══ Data shown ══

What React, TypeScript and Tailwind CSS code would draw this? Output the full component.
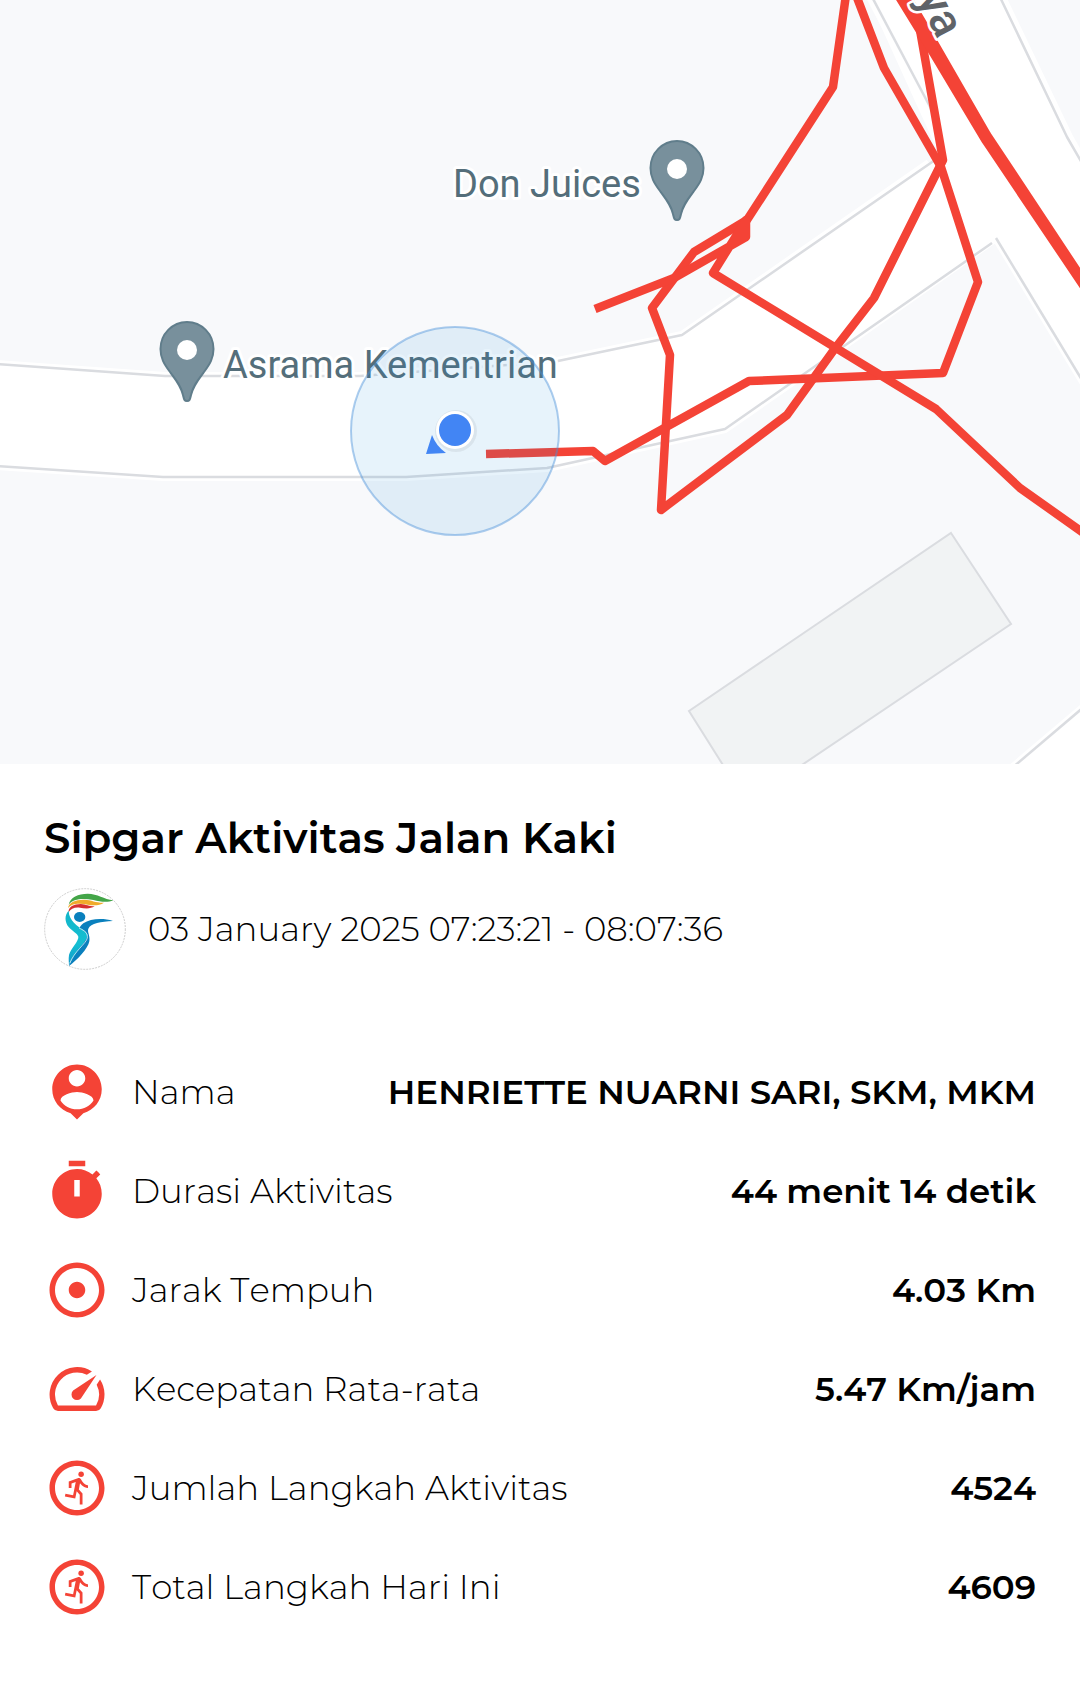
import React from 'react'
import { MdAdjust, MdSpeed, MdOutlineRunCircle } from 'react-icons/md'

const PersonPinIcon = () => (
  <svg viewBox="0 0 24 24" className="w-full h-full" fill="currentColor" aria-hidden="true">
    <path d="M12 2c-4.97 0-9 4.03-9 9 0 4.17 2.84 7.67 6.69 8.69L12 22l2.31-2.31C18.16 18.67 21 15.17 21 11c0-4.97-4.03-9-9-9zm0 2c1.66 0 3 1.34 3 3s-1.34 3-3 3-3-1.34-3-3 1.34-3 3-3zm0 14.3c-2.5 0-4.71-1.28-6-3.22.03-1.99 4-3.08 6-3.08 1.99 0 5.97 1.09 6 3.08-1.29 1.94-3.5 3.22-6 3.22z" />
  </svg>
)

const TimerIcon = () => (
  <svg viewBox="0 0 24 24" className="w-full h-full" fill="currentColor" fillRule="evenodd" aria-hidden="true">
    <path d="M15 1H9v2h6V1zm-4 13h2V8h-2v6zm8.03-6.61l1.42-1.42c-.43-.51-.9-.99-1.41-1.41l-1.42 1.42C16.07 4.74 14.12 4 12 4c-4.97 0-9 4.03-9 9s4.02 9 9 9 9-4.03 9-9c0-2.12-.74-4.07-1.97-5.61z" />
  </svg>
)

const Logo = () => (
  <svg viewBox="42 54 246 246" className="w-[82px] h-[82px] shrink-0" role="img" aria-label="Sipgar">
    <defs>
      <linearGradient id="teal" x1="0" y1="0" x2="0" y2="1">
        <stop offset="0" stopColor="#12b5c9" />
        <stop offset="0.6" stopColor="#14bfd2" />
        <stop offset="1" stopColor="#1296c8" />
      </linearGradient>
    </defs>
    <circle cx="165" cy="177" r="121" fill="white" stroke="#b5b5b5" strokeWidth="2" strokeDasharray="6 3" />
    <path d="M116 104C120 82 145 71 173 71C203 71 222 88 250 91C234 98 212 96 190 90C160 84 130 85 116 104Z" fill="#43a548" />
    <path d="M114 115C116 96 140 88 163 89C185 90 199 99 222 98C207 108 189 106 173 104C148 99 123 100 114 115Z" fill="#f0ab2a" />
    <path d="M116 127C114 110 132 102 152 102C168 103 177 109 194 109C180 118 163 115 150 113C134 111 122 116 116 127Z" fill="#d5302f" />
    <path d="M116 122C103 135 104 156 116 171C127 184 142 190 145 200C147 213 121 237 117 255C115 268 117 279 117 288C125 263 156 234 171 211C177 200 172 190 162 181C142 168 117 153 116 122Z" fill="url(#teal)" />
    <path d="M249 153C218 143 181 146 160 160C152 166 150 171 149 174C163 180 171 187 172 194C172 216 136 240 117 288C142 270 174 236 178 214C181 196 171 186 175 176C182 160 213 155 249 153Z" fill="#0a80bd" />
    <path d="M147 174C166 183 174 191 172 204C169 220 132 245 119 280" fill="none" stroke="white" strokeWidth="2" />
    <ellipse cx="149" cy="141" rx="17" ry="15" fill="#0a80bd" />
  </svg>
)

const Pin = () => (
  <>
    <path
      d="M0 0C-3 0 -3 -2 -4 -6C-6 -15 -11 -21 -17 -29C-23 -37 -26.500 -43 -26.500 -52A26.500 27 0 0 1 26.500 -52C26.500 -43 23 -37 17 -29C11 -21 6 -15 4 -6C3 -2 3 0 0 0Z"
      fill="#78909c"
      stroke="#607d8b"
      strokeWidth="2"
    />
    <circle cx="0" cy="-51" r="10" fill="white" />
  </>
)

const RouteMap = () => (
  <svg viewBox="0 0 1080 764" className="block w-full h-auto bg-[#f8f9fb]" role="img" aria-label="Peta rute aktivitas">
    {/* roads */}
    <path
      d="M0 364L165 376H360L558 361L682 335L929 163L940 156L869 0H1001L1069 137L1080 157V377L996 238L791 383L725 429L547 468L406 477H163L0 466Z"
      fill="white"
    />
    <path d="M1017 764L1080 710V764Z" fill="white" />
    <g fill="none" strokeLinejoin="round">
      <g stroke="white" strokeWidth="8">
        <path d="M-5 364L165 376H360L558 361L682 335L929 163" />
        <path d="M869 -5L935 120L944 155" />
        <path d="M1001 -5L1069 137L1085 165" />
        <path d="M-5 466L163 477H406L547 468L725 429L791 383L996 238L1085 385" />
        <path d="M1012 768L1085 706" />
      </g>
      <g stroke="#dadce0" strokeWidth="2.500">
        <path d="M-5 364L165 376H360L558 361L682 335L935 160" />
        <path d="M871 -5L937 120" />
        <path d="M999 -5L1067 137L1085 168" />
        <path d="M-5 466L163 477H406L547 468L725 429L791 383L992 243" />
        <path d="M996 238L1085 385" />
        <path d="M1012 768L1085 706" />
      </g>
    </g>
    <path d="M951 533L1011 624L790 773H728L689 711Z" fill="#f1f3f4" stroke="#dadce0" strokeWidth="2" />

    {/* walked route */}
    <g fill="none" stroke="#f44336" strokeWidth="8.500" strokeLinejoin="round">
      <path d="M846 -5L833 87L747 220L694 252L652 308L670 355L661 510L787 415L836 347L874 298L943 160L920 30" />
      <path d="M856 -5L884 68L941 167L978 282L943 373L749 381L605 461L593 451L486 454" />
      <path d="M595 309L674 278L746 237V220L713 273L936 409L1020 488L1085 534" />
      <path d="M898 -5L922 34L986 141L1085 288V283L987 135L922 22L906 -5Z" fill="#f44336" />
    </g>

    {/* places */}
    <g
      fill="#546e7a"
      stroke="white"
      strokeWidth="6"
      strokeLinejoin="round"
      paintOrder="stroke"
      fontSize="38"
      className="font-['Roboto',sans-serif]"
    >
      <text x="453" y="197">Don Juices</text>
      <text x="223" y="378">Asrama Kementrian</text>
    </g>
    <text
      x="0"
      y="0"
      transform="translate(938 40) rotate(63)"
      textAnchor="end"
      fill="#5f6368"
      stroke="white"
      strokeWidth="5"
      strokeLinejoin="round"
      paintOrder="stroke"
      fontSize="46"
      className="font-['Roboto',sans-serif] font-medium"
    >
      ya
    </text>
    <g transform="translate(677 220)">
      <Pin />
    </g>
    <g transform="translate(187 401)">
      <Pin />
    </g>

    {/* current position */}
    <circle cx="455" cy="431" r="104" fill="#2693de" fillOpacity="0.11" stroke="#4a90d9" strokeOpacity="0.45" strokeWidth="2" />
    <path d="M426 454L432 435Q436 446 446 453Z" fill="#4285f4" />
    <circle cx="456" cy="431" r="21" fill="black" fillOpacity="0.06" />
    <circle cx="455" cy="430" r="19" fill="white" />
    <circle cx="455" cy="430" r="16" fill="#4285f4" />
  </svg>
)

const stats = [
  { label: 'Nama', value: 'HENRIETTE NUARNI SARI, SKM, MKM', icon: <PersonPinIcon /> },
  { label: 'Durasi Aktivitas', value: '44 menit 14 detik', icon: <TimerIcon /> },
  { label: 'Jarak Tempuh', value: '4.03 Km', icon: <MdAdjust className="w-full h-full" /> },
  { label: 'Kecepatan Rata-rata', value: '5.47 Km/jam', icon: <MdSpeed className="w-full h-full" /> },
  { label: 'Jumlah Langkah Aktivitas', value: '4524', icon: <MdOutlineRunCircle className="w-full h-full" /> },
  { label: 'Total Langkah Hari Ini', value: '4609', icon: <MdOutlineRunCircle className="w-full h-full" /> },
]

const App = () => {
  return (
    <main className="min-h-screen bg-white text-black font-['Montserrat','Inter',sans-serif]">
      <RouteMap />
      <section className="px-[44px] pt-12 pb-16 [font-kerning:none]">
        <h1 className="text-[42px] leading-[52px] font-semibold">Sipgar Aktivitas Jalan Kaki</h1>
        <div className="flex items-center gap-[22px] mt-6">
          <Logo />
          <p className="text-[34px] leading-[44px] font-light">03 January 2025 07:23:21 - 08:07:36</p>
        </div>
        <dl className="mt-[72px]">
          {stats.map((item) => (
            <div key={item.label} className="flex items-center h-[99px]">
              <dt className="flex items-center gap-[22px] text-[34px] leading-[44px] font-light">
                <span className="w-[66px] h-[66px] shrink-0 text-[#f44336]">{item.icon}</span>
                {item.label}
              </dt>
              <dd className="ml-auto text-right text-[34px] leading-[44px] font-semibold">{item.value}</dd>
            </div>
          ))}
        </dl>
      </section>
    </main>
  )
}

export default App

═══

Written instruction -> Copy nothing but the lines from the first one in the listing through the line with "MdAdjust, MdSpeed, MdOutlineRunCircle", and omit the pictures.

Result of the exercise ->
What React, TypeScript and Tailwind CSS code would draw this? Output the full component.
import React from 'react'
import { MdAdjust, MdSpeed, MdOutlineRunCircle } from 'react-icons/md'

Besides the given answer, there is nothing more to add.